Mr. J. M. McCorkle, for plaintiff.
Messrs. Scott Caldwell, for defendant.
The following are substantially the facts as shown by the record and statement of the case: The plaintiff declared upon a certificate of deposit, which is as follows, to wit: Bank of Statesville, No. 1,604. Statesville, N.C. May 10th, 1875. W. F. Wasson has deposited in this bank one thousand currency dollars, payable thirty days after notice is given R. F. Simonton, cashier, on the return of this certificate properly endorsed, with interest at the rate of eight per cent per annum, if left for twelve months.
(Signed) R. F. SIMONTON, Cashier.
The certificate was endorsed by W. F. Wasson in blank, and he was sued as endorser. The certificate was transferred by the defendant W. F. Wasson, who was sheriff of the county of Iredell, to C. A. Carlton, then the treasurer of the county, on a settlement in payment of the taxes due the county for which he was liable as sheriff; and it was afterwards turned over by Carlton to his successor in office as a part of the county funds. The defendant Wasson contended that he was not liable as an endorser of the certificate, for the reason that when he endorsed it in blank, it was understood between him and Carlton that he was not to be liable for the same. And there being some conflict to testimony on this point, the issue was submitted to the jury: "Was it the intention of the parties that Wasson was to be liable on the transfer of the certificate, or was it endorsed by Wasson only to transfer the title and enable the county to draw the money on it?"

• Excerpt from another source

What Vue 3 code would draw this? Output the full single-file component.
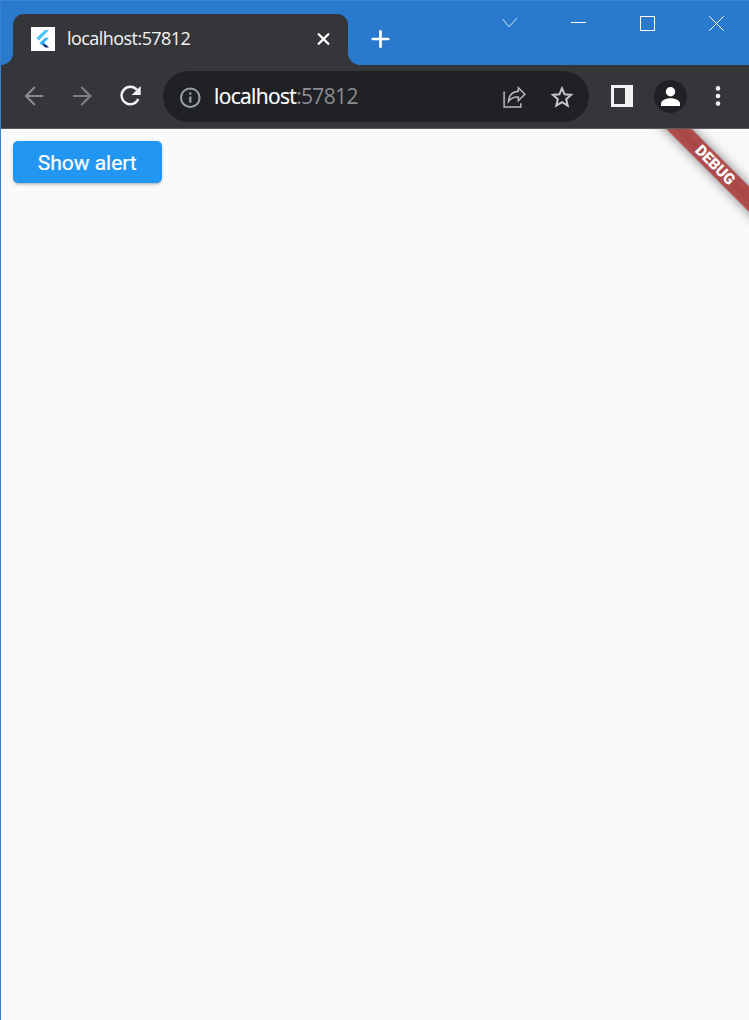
<script setup>
const host = 'localhost'
const port = ':57812'
</script>

<template>
  <div class="window">
    <header class="tabstrip">
      <div class="tab">
        <i class="foot left"></i>
        <svg class="favicon" width="24" height="24" viewBox="0 0 24 24">
          <rect width="24" height="24" fill="#fff" />
          <path d="M14 3H18L8 13.500L5.300 11Z" fill="#47c5fb" />
          <path d="M14 10.800H18L13 16L10.500 18L8.500 16Z" fill="#35b4f4" />
          <path d="M10.500 18L13 15.700L15.500 18.300H12Z" fill="#1272c4" />
          <path d="M12 18H15.500L18 20.500H14Z" fill="#0b2c73" />
        </svg>
        <span class="title">{{ host }}{{ port }}</span>
        <svg class="close" width="14" height="14" viewBox="0 0 14 14">
          <path d="M2.700 2.200L12.300 11.800M12.300 2.200L2.700 11.800" stroke="#fff" stroke-width="2.300" stroke-linecap="round" />
        </svg>
        <i class="foot right"></i>
      </div>
      <svg class="plus" width="20" height="20" viewBox="0 0 20 20">
        <path d="M10.500 2.300V17.700M2.800 10H18.200" stroke="#fff" stroke-width="2.700" stroke-linecap="round" />
      </svg>
      <div class="controls">
        <svg width="16" height="16" viewBox="0 0 16 16"><path d="M.7 4.200L7 11.800L15 3.200" class="thin faint" /></svg>
        <svg width="16" height="16" viewBox="0 0 16 16"><path d="M0 7.500H15" class="thin" /></svg>
        <svg width="16" height="16" viewBox="0 0 16 16"><rect x=".5" y="1.500" width="14" height="14" class="thin" /></svg>
        <svg width="16" height="16" viewBox="0 0 16 16"><path d="M.3 1.300L14.700 15.700M14.700 1.300L.3 15.700" class="thin" /></svg>
      </div>
    </header>

    <nav class="toolbar">
      <svg class="back" width="24" height="24" viewBox="0 0 24 24">
        <path d="M21.300 12H4.500M13 3L4 12L13 21" fill="none" stroke="#88898c" stroke-width="2.200" />
      </svg>
      <svg class="forward" width="24" height="24" viewBox="0 0 24 24">
        <path d="M2 12H18.800M10.300 3L19.300 12L10.300 21" fill="none" stroke="#7f8083" stroke-width="2.200" />
      </svg>
      <svg class="reload" width="24" height="24" viewBox="0 0 24 24">
        <path d="M18.900 5.800A8.700 8.700 0 1 0 20.300 15" fill="none" stroke="#f1f2f3" stroke-width="2.400" />
        <path d="M22.700 2V11H13.700Z" fill="#f1f2f3" />
      </svg>
      <div class="omnibox">
        <svg class="info" width="22" height="22" viewBox="0 0 22 22">
          <circle cx="11.300" cy="10.700" r="9.300" fill="none" stroke="#9aa0a6" stroke-width="2" />
          <path d="M11.300 9.500V15.700M11.300 5.600V7.800" stroke="#9aa0a6" stroke-width="2.200" />
        </svg>
        <span class="url">{{ host }}<span class="port">{{ port }}</span></span>
        <svg class="share" width="24" height="24" viewBox="0 0 24 24">
          <path d="M2.100 6.500V22H18.800V18.200" fill="none" stroke="#b8b9bb" stroke-width="1.500" />
          <path d="M16.300 2.700L22.900 9.200L16.300 15.700V12.100C12.100 11.800 8.900 13.200 6.500 16.500C6.800 11 10.100 6.900 16.300 6.300Z" fill="none" stroke="#b8b9bb" stroke-width="1.500" />
        </svg>
        <svg class="star" width="24" height="24" viewBox="0 0 24 24">
          <path d="M12 3.300L14.600 9.300L21.100 9.900L16.200 14.200L17.700 20.600L12 17.200L6.300 20.600L7.800 14.200L2.900 9.900L9.400 9.300Z" fill="none" stroke="#c6c7c9" stroke-width="2" />
        </svg>
      </div>
      <svg class="panel" width="22" height="22" viewBox="0 0 22 22">
        <path d="M0 0H22V22H0ZM3 3V19H14V3Z" fill="#f1f2f3" fill-rule="evenodd" />
      </svg>
      <svg class="avatar" width="33" height="33" viewBox="0 0 33 33">
        <circle cx="16.500" cy="16.500" r="16.500" fill="#202124" />
        <circle cx="16.500" cy="11.800" r="4.700" fill="#fff" />
        <path d="M7 26V23.500C7 20 13 18.300 16.500 18.300S26 20 26 23.500V26Z" fill="#fff" />
      </svg>
      <svg class="more" width="6" height="20" viewBox="0 0 6 20">
        <circle cx="3" cy="2.400" r="2.300" fill="#f1f2f3" />
        <circle cx="3" cy="10" r="2.300" fill="#f1f2f3" />
        <circle cx="3" cy="17.600" r="2.300" fill="#f1f2f3" />
      </svg>
    </nav>

    <main class="page">
      <button class="alert">Show alert</button>
      <div class="banner"><span>DEBUG</span></div>
    </main>
  </div>
</template>

<style>
body { background: #fafafa; }
</style>

<style scoped>
.window {
  width: 749px;
  height: 1020px;
  box-sizing: border-box;
  display: flex;
  flex-direction: column;
  border-left: 1px solid #3a80d2;
  overflow: hidden;
  background: #fafafa;
  font-family: "Open Sans", "Noto Sans", sans-serif;
}
svg { display: block; flex: none; }
.tabstrip {
  height: 65px;
  flex: none;
  box-sizing: border-box;
  border-top: 1px solid #3b86d0;
  background: #2979cc;
  display: flex;
  align-items: flex-start;
}
.tab {
  position: relative;
  margin: 13px 0 0 12px;
  width: 335px;
  height: 51px;
  box-sizing: border-box;
  padding-left: 18px;
  background: #35363a;
  border-radius: 11px 11px 0 0;
  display: flex;
  align-items: center;
}
.favicon { margin-bottom: 1px; }
.foot { position: absolute; bottom: 0; width: 12px; height: 12px; }
.foot.left { left: -12px; background: radial-gradient(circle at 0 0, transparent 11.500px, #35363a 12.300px); }
.foot.right { right: -12px; background: radial-gradient(circle at 100% 0, transparent 11.500px, #35363a 12.300px); }
.title {
  margin-left: 12px;
  margin-bottom: 4px;
  width: 249px;
  font-size: 18px;
  letter-spacing: -0.55px;
  line-height: 24px;
  color: #f4f4f5;
  white-space: nowrap;
}
.close { margin-bottom: 1px; }
.plus { margin: 28px 0 0 22px; }
.controls { margin: 14px 24px 0 auto; display: flex; gap: 53px; }
.thin { fill: none; stroke: #fff; stroke-width: 1; }
.faint { opacity: .8; }
.toolbar {
  height: 64px;
  flex: none;
  box-sizing: border-box;
  border-bottom: 1px solid #5b5c60;
  background: #35363a;
  display: flex;
  align-items: center;
}
.back { margin-left: 21px; margin-bottom: 2px; }
.forward { margin-left: 25px; margin-bottom: 2px; }
.reload { margin-left: 23px; margin-bottom: 1px; }
.omnibox {
  margin-left: 21px;
  width: 426px;
  height: 51px;
  border-radius: 26px;
  background: #202124;
  display: flex;
  align-items: center;
}
.info { margin-left: 16px; margin-top: 2px; }
.url { margin-left: 13px; margin-bottom: 1px; width: 288px; font-size: 21px; letter-spacing: -0.65px; line-height: 28px; color: #fff; -webkit-text-stroke: 0.2px #fff; white-space: nowrap; }
.port { color: #8a8c8f; -webkit-text-stroke: 0; }
.star { margin-left: 24px; }
.panel { margin-left: 22px; margin-bottom: 1px; }
.avatar { margin-left: 21px; }
.more { margin-left: 28px; margin-bottom: 1px; }
.page { position: relative; flex: 1; overflow: hidden; padding: 12px; }
.alert {
  display: block;
  width: 148.500px;
  height: 42px;
  padding: 2px 0 0;
  border: 0;
  border-radius: 5px;
  background: #2196f3;
  color: #fff;
  font: 400 21px/40px Roboto, sans-serif;
  letter-spacing: -0.03px;
  -webkit-text-stroke: 0.2px #fff;
  box-shadow: 0 3px 2px -2px rgba(0, 0, 0, .16), 0 2px 3px rgba(0, 0, 0, .1), 0 1px 5px rgba(0, 0, 0, .08);
}
.banner {
  position: absolute;
  left: 594px;
  top: 26.500px;
  width: 240px;
  height: 18px;
  transform: rotate(45deg);
  background: linear-gradient(#b15050, #a84646 50%, #b15050);
  box-shadow: 0 0 12px rgba(0, 0, 0, .5);
  color: #fff;
  font: 900 15.300px/18px Roboto, sans-serif;
  text-align: center;
}
</style>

It was in proof that the bank was considered good at the time of the transfer, and the certificate was the property of the county, and it was admitted that C. A. Carlton was treasurer of the county at the time, and that the certificate of deposit was a negotiable instrument. The plaintiff asked the court to instruct the jury,
1. That if they believed that the board of commissioners received said certificate with a blank endorsement thereon of defendant's name, for value and without notice of any understanding, if any, as to the nature of said endorsement, made between Carlton and Wasson, then defendant is liable.
2. That if the jury believe that Carlton took the certificate of deposit, relying on his ability to collect the same, and that he turned over said certificate to plaintiff in settlement of his indebtedness and without notice of any understanding between Carlton and Wasson, then defendant is liable and plaintiff is entitled to recover.

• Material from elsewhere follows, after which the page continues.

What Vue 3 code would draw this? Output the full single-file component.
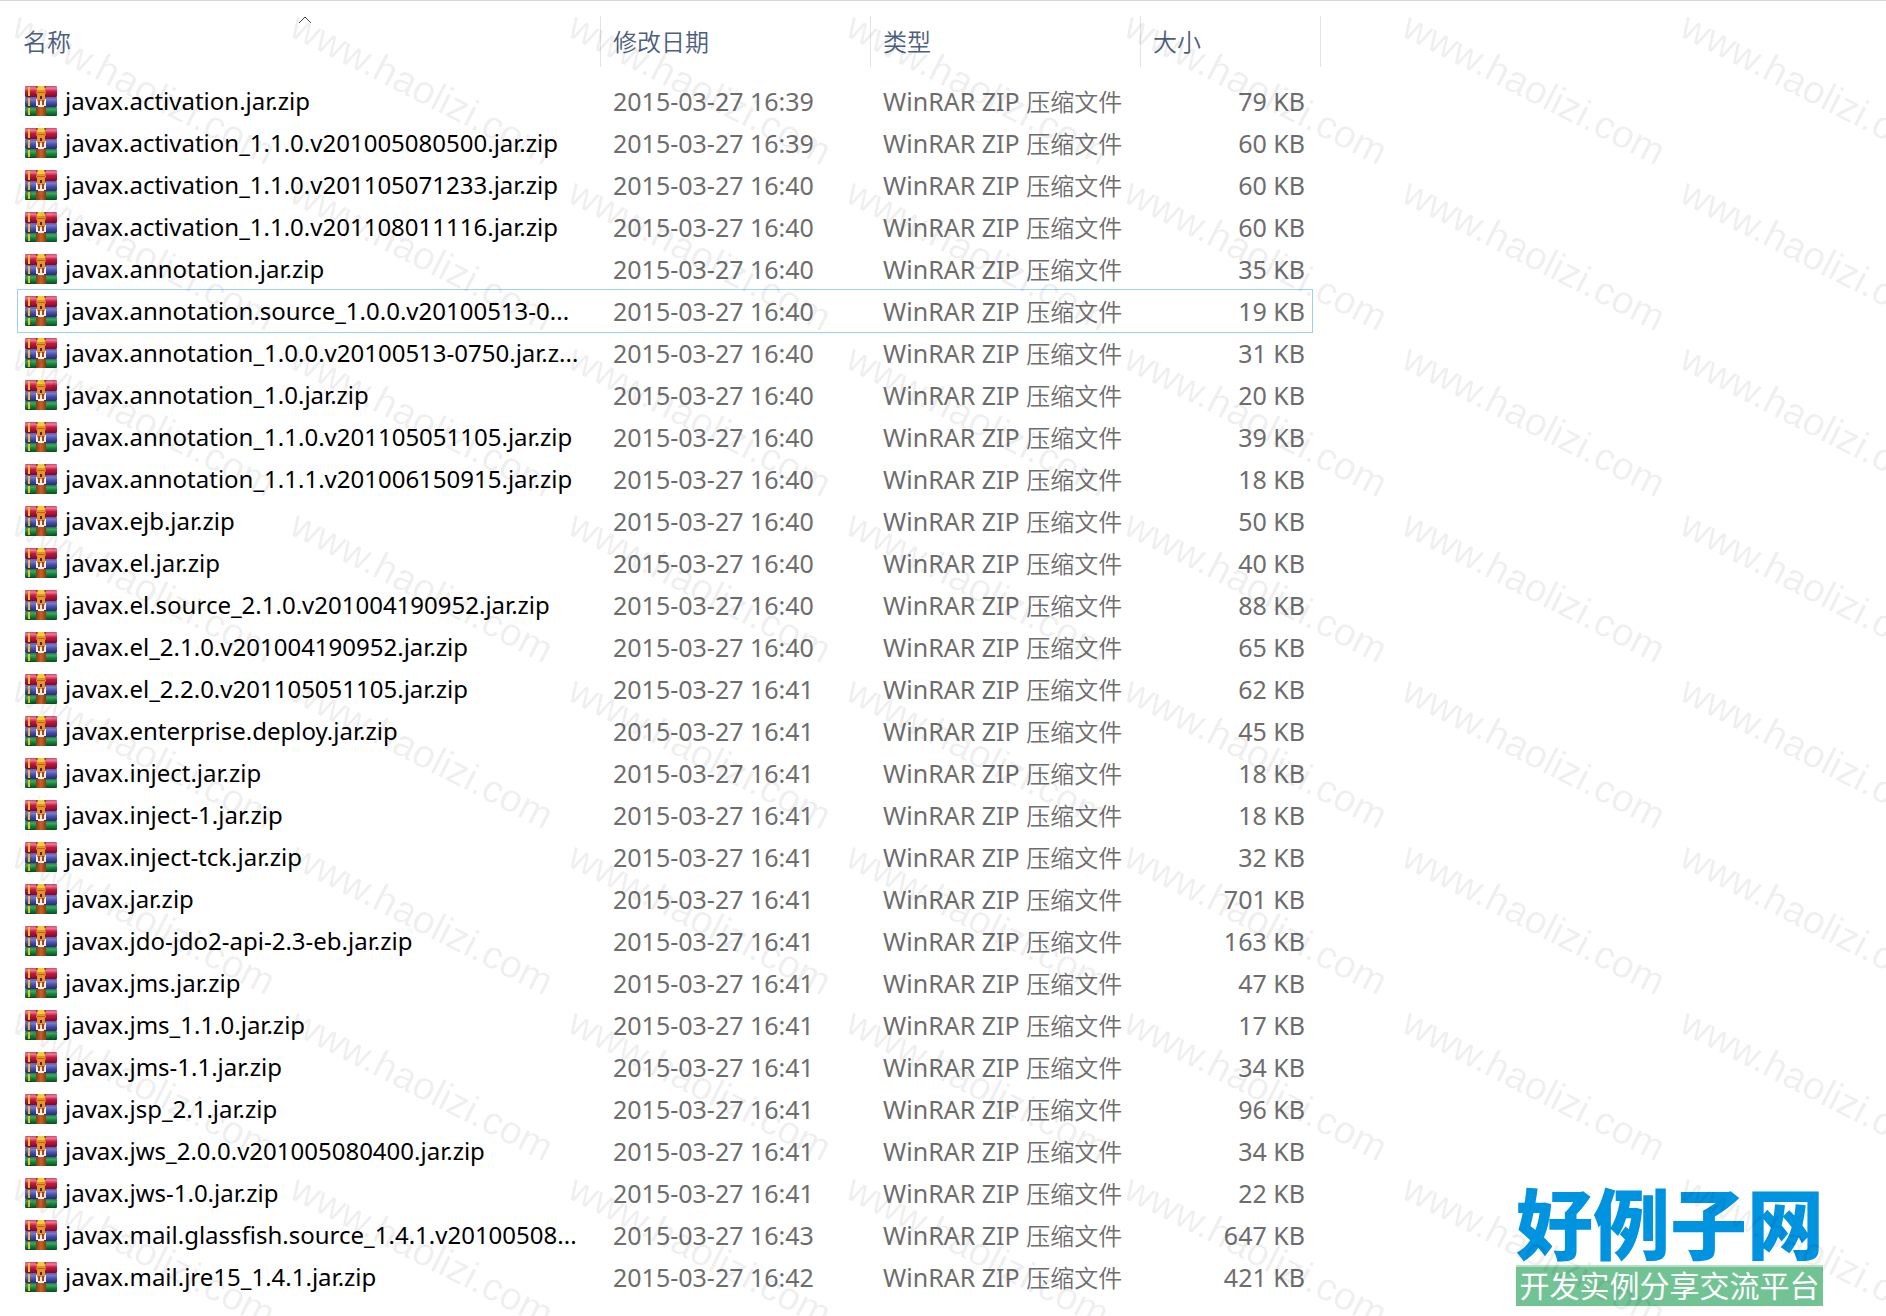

The court declined to give the instructions as prayed for, and charged the jury, "that if Carlton received the certificate as treasurer of Iredell county, and in payment of a debt due by Wasson to the county, his (Carlton's) act was the act of the county; that if defendant wrote his name across the back of the certificate of deposit, the law presumed that he intended to make himself responsible therefor, and that the burden was on the defendant to rebut this presumption raised by the law; that if he (Wasson) had satisfied them by a preponderance of testimony that at the time he endorsed the certificate, the contract between him and Carlton was, that he was not to be liable and that his endorsement was to pass the title only, then they should find the issue in favor of the defendant; but if they were not so satisfied, they should find the issue in favor of the plaintiff."
The plaintiff excepted to the instructions, and the jury found the issue in favor of the defendant, Wasson, and that he was not liable for the certificate of deposit. No defence having been set up by the other defendants, judgment was rendered against them and in favor of the defendant Wasson upon the finding of the jury, from which judgment the plaintiff appealed. The bank of Statesville, one of the defendants, was solvent at the time the deposit was made, and alleged to be insolvent at the time of suit brought.
The only question presented for the consideration of this court by the appeal is, was there error in the instructions asked for or those given by His Honor to the jury? It was contended by the plaintiff's counsel that Carlton was only the custodian of the funds of the county and had no right to make any contract binding on the commissioners, but to this it is objected that admitting the position to be correct, it was proved by the chairman of the board of commissioners that the certificate was the property of the county, and the fact that the commissioners of the county have brought this action in their own name for the recovery of the amount of the certificate, alleging in their complaint that "they now hold and own the same" concludes them from repudiating the act of Carlton, as the agent of the county in receiving the certificate. "The assent and election of the holder to treat the endorsement as a transfer is proved by his sueing upon it in his own name" Danl. Neg. Inst., 514. It is the strongest ratification of the act that can well be imagined. They are concluded by the maxim "omnis ratihabitio retrotrahitur et mandato priori aequiparatur."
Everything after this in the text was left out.